_Requirements_
Leave the pictures out, and retype all of the material exactly as written.

---

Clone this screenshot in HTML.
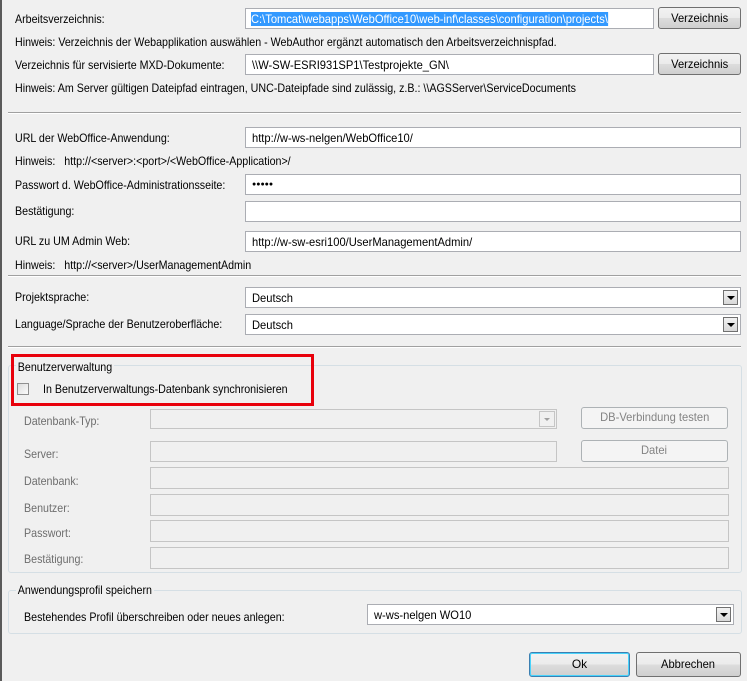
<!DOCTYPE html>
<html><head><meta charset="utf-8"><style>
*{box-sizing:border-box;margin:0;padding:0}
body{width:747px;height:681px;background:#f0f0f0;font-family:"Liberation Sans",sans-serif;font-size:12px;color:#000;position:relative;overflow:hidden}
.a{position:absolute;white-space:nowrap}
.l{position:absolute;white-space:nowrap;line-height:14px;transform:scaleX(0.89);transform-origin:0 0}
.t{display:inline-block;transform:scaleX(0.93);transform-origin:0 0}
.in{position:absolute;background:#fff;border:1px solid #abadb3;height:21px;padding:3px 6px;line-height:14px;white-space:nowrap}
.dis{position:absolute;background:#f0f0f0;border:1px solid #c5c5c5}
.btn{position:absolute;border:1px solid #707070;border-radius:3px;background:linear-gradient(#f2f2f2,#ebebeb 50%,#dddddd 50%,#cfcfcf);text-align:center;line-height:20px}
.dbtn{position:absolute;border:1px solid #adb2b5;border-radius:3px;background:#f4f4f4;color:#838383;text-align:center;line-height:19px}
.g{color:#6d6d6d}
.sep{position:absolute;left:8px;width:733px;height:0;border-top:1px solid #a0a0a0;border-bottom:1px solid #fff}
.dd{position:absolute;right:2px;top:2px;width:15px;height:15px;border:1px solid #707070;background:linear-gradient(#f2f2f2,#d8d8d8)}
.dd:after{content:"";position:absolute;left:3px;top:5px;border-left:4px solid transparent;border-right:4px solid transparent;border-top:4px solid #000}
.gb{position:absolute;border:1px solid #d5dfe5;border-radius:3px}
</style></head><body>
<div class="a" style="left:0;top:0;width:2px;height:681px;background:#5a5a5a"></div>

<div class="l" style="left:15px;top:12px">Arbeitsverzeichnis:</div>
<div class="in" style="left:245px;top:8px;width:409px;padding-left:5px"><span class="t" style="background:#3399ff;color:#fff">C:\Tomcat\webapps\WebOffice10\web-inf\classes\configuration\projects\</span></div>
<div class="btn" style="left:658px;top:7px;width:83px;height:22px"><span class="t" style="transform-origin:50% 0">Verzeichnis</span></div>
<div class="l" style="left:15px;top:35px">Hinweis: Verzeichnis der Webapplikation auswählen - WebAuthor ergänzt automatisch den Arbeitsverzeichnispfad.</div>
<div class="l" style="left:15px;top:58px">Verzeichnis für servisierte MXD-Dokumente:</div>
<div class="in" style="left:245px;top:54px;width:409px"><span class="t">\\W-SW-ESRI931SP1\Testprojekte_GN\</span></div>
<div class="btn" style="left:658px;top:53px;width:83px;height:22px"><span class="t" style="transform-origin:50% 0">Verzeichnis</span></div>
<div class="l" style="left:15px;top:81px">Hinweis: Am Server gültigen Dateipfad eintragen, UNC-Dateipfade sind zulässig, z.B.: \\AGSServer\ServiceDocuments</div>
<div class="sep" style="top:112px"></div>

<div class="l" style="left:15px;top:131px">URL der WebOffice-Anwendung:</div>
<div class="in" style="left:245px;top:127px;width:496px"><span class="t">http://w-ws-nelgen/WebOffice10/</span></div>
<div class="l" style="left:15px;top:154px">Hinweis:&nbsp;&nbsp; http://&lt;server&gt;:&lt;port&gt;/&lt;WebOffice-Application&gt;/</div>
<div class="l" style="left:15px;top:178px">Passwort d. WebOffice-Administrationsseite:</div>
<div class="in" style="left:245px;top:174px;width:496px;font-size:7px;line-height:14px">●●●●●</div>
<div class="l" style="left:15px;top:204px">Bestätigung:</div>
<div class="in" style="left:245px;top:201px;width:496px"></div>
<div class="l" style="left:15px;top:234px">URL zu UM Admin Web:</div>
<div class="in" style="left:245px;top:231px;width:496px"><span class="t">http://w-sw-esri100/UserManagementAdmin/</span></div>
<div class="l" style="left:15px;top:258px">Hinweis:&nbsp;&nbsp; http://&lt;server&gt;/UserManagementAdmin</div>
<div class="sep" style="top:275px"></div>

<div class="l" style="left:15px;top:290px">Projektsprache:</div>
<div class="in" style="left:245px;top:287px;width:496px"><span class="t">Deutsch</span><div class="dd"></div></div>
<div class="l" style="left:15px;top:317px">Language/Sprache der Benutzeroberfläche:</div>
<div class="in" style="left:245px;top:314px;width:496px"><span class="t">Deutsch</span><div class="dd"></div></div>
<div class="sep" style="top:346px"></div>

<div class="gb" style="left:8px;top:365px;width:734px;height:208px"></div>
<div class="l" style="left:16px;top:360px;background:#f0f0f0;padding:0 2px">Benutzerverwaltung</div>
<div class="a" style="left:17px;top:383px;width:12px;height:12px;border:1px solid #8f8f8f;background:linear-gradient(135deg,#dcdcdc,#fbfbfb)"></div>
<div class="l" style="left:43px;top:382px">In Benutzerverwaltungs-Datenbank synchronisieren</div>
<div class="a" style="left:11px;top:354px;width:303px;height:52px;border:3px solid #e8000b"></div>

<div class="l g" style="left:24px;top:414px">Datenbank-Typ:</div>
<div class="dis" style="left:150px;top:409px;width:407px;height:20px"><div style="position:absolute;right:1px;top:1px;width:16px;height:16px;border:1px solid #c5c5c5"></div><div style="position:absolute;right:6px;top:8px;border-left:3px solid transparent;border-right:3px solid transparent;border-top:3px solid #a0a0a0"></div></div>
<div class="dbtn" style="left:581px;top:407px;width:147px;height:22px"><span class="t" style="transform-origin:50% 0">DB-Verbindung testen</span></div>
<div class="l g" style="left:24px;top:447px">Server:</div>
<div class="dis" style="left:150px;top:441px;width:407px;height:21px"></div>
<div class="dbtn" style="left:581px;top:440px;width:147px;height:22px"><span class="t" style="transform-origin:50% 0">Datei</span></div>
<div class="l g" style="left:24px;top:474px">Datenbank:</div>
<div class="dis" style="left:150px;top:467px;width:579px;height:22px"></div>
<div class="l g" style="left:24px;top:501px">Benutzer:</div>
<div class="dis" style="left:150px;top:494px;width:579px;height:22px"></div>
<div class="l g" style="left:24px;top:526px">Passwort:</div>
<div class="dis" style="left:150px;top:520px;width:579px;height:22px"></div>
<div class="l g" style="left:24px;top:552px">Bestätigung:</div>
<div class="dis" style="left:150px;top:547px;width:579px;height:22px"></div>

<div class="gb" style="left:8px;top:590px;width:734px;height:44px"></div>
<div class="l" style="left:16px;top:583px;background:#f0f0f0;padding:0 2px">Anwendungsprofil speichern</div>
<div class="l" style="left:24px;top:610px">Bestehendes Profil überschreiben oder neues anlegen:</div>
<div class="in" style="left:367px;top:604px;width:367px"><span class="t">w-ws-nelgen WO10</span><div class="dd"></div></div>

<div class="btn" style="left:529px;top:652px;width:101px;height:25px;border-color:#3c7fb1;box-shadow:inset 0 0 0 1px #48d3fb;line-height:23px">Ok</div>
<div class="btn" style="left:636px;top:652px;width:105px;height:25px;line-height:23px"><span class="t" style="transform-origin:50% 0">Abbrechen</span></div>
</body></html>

---

_Final result_
Clone this screenshot in HTML.
<!DOCTYPE html>
<html><head><meta charset="utf-8"><style>
*{box-sizing:border-box;margin:0;padding:0}
body{width:747px;height:681px;background:#f0f0f0;font-family:"Liberation Sans",sans-serif;font-size:12px;color:#000;position:relative;overflow:hidden}
.a{position:absolute;white-space:nowrap}
.l{position:absolute;white-space:nowrap;line-height:14px;transform:scaleX(0.89);transform-origin:0 0}
.t{display:inline-block;transform:scaleX(0.93);transform-origin:0 0}
.in{position:absolute;background:#fff;border:1px solid #abadb3;height:21px;padding:3px 6px;line-height:14px;white-space:nowrap}
.dis{position:absolute;background:#f0f0f0;border:1px solid #c5c5c5}
.btn{position:absolute;border:1px solid #707070;border-radius:3px;background:linear-gradient(#f2f2f2,#ebebeb 50%,#dddddd 50%,#cfcfcf);text-align:center;line-height:20px}
.dbtn{position:absolute;border:1px solid #adb2b5;border-radius:3px;background:#f4f4f4;color:#838383;text-align:center;line-height:19px}
.g{color:#6d6d6d}
.sep{position:absolute;left:8px;width:733px;height:0;border-top:1px solid #a0a0a0;border-bottom:1px solid #fff}
.dd{position:absolute;right:2px;top:2px;width:15px;height:15px;border:1px solid #707070;background:linear-gradient(#f2f2f2,#d8d8d8)}
.dd:after{content:"";position:absolute;left:3px;top:5px;border-left:4px solid transparent;border-right:4px solid transparent;border-top:4px solid #000}
.gb{position:absolute;border:1px solid #d5dfe5;border-radius:3px}
</style></head><body>
<div class="a" style="left:0;top:0;width:2px;height:681px;background:#5a5a5a"></div>

<div class="l" style="left:15px;top:12px">Arbeitsverzeichnis:</div>
<div class="in" style="left:245px;top:8px;width:409px;padding-left:5px"><span class="t" style="background:#3399ff;color:#fff">C:\Tomcat\webapps\WebOffice10\web-inf\classes\configuration\projects\</span></div>
<div class="btn" style="left:658px;top:7px;width:83px;height:22px"><span class="t" style="transform-origin:50% 0">Verzeichnis</span></div>
<div class="l" style="left:15px;top:35px">Hinweis: Verzeichnis der Webapplikation auswählen - WebAuthor ergänzt automatisch den Arbeitsverzeichnispfad.</div>
<div class="l" style="left:15px;top:58px">Verzeichnis für servisierte MXD-Dokumente:</div>
<div class="in" style="left:245px;top:54px;width:409px"><span class="t">\\W-SW-ESRI931SP1\Testprojekte_GN\</span></div>
<div class="btn" style="left:658px;top:53px;width:83px;height:22px"><span class="t" style="transform-origin:50% 0">Verzeichnis</span></div>
<div class="l" style="left:15px;top:81px">Hinweis: Am Server gültigen Dateipfad eintragen, UNC-Dateipfade sind zulässig, z.B.: \\AGSServer\ServiceDocuments</div>
<div class="sep" style="top:112px"></div>

<div class="l" style="left:15px;top:131px">URL der WebOffice-Anwendung:</div>
<div class="in" style="left:245px;top:127px;width:496px"><span class="t">http://w-ws-nelgen/WebOffice10/</span></div>
<div class="l" style="left:15px;top:154px">Hinweis:&nbsp;&nbsp; http://&lt;server&gt;:&lt;port&gt;/&lt;WebOffice-Application&gt;/</div>
<div class="l" style="left:15px;top:178px">Passwort d. WebOffice-Administrationsseite:</div>
<div class="in" style="left:245px;top:174px;width:496px;font-size:7px;line-height:14px">●●●●●</div>
<div class="l" style="left:15px;top:204px">Bestätigung:</div>
<div class="in" style="left:245px;top:201px;width:496px"></div>
<div class="l" style="left:15px;top:234px">URL zu UM Admin Web:</div>
<div class="in" style="left:245px;top:231px;width:496px"><span class="t">http://w-sw-esri100/UserManagementAdmin/</span></div>
<div class="l" style="left:15px;top:258px">Hinweis:&nbsp;&nbsp; http://&lt;server&gt;/UserManagementAdmin</div>
<div class="sep" style="top:275px"></div>

<div class="l" style="left:15px;top:290px">Projektsprache:</div>
<div class="in" style="left:245px;top:287px;width:496px"><span class="t">Deutsch</span><div class="dd"></div></div>
<div class="l" style="left:15px;top:317px">Language/Sprache der Benutzeroberfläche:</div>
<div class="in" style="left:245px;top:314px;width:496px"><span class="t">Deutsch</span><div class="dd"></div></div>
<div class="sep" style="top:346px"></div>

<div class="gb" style="left:8px;top:365px;width:734px;height:208px"></div>
<div class="l" style="left:16px;top:360px;background:#f0f0f0;padding:0 2px">Benutzerverwaltung</div>
<div class="a" style="left:17px;top:383px;width:12px;height:12px;border:1px solid #8f8f8f;background:linear-gradient(135deg,#dcdcdc,#fbfbfb)"></div>
<div class="l" style="left:43px;top:382px">In Benutzerverwaltungs-Datenbank synchronisieren</div>
<div class="a" style="left:11px;top:354px;width:303px;height:52px;border:3px solid #e8000b"></div>

<div class="l g" style="left:24px;top:414px">Datenbank-Typ:</div>
<div class="dis" style="left:150px;top:409px;width:407px;height:20px"><div style="position:absolute;right:1px;top:1px;width:16px;height:16px;border:1px solid #c5c5c5"></div><div style="position:absolute;right:6px;top:8px;border-left:3px solid transparent;border-right:3px solid transparent;border-top:3px solid #a0a0a0"></div></div>
<div class="dbtn" style="left:581px;top:407px;width:147px;height:22px"><span class="t" style="transform-origin:50% 0">DB-Verbindung testen</span></div>
<div class="l g" style="left:24px;top:447px">Server:</div>
<div class="dis" style="left:150px;top:441px;width:407px;height:21px"></div>
<div class="dbtn" style="left:581px;top:440px;width:147px;height:22px"><span class="t" style="transform-origin:50% 0">Datei</span></div>
<div class="l g" style="left:24px;top:474px">Datenbank:</div>
<div class="dis" style="left:150px;top:467px;width:579px;height:22px"></div>
<div class="l g" style="left:24px;top:501px">Benutzer:</div>
<div class="dis" style="left:150px;top:494px;width:579px;height:22px"></div>
<div class="l g" style="left:24px;top:526px">Passwort:</div>
<div class="dis" style="left:150px;top:520px;width:579px;height:22px"></div>
<div class="l g" style="left:24px;top:552px">Bestätigung:</div>
<div class="dis" style="left:150px;top:547px;width:579px;height:22px"></div>

<div class="gb" style="left:8px;top:590px;width:734px;height:44px"></div>
<div class="l" style="left:16px;top:583px;background:#f0f0f0;padding:0 2px">Anwendungsprofil speichern</div>
<div class="l" style="left:24px;top:610px">Bestehendes Profil überschreiben oder neues anlegen:</div>
<div class="in" style="left:367px;top:604px;width:367px"><span class="t">w-ws-nelgen WO10</span><div class="dd"></div></div>

<div class="btn" style="left:529px;top:652px;width:101px;height:25px;border-color:#3c7fb1;box-shadow:inset 0 0 0 1px #48d3fb;line-height:23px">Ok</div>
<div class="btn" style="left:636px;top:652px;width:105px;height:25px;line-height:23px"><span class="t" style="transform-origin:50% 0">Abbrechen</span></div>
</body></html>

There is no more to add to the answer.